- **Requirement**: Work through the material below and count the lines holding the word "TypeScript"; give that count and nothing more.
★ ★ ★ ★ ★ ★ ★
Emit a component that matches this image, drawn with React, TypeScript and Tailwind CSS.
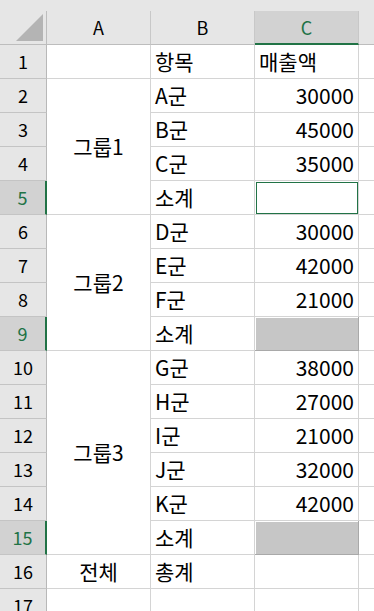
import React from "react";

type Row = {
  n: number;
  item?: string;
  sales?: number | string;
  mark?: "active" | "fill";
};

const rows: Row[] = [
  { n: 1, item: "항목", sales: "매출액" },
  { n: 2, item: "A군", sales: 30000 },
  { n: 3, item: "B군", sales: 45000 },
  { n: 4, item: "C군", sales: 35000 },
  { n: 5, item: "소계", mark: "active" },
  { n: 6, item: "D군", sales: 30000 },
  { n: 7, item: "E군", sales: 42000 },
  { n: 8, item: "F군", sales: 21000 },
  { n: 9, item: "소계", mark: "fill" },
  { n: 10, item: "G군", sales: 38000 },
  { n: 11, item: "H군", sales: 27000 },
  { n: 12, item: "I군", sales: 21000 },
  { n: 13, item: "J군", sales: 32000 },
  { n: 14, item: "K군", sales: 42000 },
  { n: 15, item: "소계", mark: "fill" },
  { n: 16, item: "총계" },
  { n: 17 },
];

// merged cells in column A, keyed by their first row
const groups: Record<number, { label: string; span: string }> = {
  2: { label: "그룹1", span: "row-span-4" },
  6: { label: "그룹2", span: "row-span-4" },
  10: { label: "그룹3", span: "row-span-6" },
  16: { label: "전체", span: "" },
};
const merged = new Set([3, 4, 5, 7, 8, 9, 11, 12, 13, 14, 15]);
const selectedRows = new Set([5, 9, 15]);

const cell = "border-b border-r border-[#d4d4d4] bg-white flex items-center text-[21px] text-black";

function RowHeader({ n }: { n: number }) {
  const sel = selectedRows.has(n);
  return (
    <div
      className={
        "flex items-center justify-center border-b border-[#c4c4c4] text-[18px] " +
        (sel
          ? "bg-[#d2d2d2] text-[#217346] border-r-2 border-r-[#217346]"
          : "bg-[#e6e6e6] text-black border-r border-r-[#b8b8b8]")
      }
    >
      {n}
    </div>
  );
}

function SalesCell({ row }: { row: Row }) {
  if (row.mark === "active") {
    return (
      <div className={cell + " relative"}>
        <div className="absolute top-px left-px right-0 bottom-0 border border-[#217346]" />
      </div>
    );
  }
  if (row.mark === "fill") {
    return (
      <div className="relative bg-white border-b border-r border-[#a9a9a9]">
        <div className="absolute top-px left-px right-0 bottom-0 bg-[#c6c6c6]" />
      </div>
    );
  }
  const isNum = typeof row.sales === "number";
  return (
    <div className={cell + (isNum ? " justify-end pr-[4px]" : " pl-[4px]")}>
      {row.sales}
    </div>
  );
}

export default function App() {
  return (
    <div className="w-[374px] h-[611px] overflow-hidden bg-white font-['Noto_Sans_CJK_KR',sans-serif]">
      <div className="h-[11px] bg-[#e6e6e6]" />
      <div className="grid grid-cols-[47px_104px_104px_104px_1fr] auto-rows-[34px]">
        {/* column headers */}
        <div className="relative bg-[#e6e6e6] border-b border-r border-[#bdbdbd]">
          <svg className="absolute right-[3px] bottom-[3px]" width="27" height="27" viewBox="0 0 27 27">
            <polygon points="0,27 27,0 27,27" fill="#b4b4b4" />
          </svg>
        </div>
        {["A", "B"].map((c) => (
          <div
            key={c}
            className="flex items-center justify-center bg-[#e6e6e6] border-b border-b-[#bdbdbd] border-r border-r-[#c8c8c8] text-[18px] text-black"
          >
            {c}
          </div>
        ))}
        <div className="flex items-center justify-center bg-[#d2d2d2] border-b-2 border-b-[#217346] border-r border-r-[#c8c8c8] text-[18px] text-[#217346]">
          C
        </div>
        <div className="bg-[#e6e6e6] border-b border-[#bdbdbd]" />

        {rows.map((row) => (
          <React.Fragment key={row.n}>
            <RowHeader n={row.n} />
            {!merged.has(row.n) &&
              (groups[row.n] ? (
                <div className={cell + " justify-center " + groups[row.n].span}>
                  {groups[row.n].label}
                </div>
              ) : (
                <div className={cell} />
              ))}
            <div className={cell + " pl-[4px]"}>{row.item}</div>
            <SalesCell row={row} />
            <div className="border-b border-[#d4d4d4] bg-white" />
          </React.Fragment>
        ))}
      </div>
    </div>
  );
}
★ ★ ★ ★ ★ ★ ★
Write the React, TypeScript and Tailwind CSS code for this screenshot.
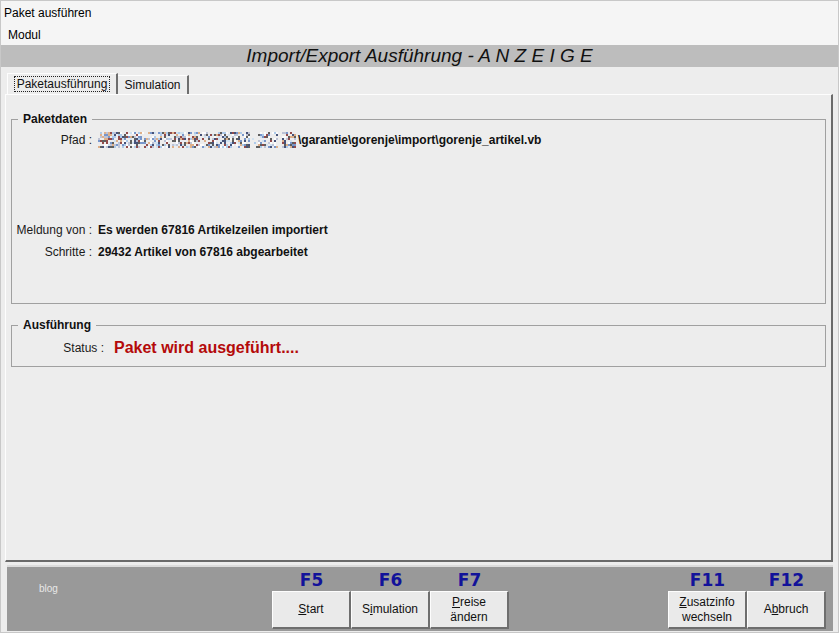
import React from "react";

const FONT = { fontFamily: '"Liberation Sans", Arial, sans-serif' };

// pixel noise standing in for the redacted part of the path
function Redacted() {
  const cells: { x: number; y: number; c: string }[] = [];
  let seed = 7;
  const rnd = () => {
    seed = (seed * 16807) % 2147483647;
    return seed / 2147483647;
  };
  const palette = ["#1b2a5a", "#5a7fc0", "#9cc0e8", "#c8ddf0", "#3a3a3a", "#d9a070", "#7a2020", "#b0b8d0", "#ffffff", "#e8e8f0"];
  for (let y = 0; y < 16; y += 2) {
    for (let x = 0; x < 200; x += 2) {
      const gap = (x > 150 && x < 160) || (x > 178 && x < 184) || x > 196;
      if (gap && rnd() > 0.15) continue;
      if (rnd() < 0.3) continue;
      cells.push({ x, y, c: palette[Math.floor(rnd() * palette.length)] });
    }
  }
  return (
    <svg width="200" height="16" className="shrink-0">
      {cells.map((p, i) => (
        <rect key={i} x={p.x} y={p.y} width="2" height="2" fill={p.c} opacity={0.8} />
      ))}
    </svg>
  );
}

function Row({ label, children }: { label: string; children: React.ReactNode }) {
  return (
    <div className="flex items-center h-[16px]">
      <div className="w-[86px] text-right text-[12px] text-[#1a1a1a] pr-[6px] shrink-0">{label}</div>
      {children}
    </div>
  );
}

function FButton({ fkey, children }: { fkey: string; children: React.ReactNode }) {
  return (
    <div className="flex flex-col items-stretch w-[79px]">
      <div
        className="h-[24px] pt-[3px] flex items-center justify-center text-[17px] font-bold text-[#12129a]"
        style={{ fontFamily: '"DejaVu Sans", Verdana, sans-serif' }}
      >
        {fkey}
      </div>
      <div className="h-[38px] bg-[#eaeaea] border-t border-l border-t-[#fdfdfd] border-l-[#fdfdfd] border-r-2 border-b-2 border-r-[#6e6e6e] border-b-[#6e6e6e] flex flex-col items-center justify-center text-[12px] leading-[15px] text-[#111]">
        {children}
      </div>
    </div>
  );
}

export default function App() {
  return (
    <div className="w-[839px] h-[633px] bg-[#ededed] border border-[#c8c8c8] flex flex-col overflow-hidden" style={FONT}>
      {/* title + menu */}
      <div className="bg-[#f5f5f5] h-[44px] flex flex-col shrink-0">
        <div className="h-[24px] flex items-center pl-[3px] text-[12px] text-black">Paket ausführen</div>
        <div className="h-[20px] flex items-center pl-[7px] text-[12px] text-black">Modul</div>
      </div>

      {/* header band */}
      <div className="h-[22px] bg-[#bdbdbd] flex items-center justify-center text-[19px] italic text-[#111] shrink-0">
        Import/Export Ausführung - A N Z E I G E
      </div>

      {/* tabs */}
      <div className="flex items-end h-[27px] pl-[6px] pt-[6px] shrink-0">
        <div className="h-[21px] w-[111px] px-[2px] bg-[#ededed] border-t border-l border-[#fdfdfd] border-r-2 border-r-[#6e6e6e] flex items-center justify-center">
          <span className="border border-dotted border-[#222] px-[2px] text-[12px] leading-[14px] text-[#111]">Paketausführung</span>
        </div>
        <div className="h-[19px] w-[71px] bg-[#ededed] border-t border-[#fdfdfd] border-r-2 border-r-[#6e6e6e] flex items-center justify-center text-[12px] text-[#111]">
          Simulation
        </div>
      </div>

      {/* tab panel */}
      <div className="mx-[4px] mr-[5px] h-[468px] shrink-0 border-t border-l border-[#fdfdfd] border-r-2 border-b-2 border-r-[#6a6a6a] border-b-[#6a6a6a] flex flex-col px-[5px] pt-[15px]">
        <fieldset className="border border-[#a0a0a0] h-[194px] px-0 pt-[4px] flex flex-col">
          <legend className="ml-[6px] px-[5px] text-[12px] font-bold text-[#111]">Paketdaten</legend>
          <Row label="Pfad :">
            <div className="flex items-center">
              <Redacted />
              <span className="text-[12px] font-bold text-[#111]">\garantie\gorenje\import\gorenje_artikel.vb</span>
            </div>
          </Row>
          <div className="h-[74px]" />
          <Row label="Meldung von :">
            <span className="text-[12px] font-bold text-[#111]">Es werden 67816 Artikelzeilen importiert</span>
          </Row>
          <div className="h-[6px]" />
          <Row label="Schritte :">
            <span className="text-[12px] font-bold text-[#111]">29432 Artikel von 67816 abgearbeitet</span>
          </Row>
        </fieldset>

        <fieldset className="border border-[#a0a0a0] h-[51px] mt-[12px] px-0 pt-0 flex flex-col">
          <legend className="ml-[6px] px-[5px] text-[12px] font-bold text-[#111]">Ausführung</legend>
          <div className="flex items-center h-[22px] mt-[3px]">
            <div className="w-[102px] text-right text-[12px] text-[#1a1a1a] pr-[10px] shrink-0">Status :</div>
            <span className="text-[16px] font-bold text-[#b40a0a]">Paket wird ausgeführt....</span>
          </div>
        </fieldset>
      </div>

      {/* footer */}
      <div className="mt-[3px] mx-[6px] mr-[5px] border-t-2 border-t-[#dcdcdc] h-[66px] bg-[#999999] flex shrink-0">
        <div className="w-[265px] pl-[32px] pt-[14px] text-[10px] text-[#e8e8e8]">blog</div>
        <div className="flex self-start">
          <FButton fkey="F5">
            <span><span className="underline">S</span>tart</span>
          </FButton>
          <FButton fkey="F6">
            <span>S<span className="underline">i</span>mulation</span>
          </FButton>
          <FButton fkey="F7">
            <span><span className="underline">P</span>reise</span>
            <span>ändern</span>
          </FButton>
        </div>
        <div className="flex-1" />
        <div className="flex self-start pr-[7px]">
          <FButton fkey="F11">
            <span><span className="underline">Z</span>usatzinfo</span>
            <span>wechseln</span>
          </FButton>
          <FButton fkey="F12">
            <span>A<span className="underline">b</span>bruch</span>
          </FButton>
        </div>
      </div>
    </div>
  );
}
★ ★ ★ ★ ★ ★ ★
- **Solution to the problem**: 2